Repeat everything from the first line of the listing below through the line that contains "import React from 'react';", exactly. Leave out pictures.
>> start
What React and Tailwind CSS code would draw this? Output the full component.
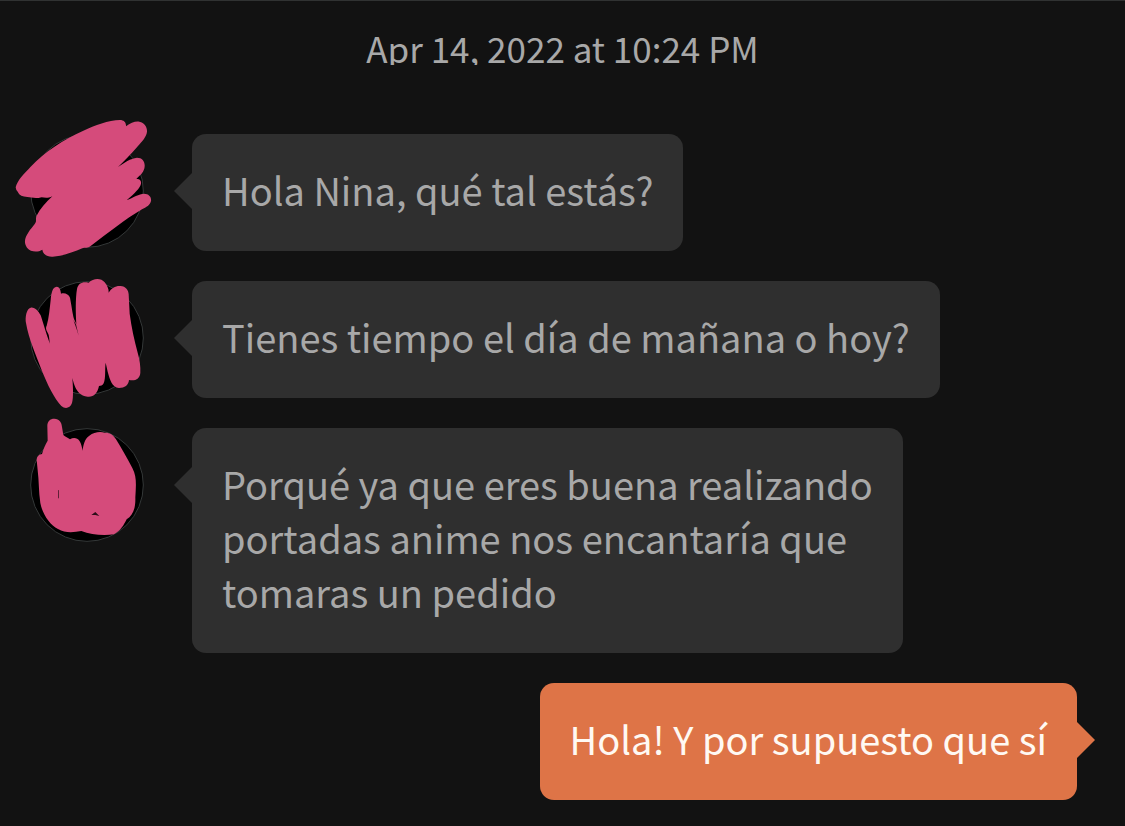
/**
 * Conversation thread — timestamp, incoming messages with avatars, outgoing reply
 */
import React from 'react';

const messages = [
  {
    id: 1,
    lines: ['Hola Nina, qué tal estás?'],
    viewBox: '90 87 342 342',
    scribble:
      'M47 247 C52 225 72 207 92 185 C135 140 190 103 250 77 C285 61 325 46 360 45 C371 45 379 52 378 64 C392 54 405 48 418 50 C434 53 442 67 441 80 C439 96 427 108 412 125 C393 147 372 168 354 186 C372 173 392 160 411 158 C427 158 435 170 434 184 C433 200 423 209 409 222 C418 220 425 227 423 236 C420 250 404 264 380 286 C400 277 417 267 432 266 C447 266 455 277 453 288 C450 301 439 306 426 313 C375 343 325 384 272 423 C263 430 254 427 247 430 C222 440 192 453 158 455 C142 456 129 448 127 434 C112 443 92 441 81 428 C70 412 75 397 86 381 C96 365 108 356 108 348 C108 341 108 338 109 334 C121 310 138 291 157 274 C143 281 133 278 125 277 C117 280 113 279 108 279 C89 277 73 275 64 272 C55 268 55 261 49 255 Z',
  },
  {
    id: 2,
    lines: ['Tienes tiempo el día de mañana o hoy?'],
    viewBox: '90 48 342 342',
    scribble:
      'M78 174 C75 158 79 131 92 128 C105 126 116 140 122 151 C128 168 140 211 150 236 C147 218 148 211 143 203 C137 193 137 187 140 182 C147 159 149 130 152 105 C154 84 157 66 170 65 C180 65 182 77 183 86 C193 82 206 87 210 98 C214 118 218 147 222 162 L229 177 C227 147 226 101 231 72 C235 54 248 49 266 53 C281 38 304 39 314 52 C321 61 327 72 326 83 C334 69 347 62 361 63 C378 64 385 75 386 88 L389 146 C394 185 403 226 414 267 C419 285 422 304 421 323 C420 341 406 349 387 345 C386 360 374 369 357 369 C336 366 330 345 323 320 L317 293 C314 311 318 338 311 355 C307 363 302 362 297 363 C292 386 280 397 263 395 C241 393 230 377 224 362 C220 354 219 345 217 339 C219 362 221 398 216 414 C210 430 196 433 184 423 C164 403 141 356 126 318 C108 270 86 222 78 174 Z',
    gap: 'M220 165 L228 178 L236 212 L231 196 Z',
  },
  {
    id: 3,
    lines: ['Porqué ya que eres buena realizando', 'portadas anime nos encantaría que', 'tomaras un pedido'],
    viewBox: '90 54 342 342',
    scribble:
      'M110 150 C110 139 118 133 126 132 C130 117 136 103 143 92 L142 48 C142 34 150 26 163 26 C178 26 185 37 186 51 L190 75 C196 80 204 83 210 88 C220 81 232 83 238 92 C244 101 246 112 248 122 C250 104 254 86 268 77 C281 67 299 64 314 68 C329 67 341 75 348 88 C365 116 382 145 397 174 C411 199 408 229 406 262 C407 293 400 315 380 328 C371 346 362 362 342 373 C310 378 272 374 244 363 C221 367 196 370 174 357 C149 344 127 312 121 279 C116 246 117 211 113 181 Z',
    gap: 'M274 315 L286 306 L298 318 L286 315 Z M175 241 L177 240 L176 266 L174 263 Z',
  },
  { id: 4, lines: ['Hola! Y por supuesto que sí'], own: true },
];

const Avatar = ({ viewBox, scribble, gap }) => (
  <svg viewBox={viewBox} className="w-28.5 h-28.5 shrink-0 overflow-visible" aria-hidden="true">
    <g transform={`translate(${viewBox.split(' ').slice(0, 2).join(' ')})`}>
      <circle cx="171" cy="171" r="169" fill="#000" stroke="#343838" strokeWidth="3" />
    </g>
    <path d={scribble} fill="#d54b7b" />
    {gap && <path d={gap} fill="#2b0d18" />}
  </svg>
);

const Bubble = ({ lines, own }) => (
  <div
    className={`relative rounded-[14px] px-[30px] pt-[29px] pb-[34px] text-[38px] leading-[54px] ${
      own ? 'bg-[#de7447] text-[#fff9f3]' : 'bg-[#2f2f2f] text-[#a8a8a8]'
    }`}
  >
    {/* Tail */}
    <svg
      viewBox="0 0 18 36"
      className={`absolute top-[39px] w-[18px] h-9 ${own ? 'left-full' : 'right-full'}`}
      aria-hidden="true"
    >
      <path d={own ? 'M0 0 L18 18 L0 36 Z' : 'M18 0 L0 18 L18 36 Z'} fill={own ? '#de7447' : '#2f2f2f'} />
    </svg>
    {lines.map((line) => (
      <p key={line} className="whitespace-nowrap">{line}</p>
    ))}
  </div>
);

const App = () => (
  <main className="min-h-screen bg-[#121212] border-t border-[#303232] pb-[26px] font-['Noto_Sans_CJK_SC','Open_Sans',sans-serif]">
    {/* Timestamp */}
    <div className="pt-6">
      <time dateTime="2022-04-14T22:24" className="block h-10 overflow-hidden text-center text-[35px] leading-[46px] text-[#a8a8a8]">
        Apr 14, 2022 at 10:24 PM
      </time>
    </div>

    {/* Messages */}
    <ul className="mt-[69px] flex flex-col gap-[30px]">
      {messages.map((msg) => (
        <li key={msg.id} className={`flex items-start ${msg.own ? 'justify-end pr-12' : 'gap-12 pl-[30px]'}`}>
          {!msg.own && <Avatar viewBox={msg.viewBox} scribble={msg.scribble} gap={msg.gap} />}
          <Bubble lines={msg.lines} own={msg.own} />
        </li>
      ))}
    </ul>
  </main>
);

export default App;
>> end
:: FINISHED TASK ::
What React and Tailwind CSS code would draw this? Output the full component.
/**
 * Conversation thread — timestamp, incoming messages with avatars, outgoing reply
 */
import React from 'react';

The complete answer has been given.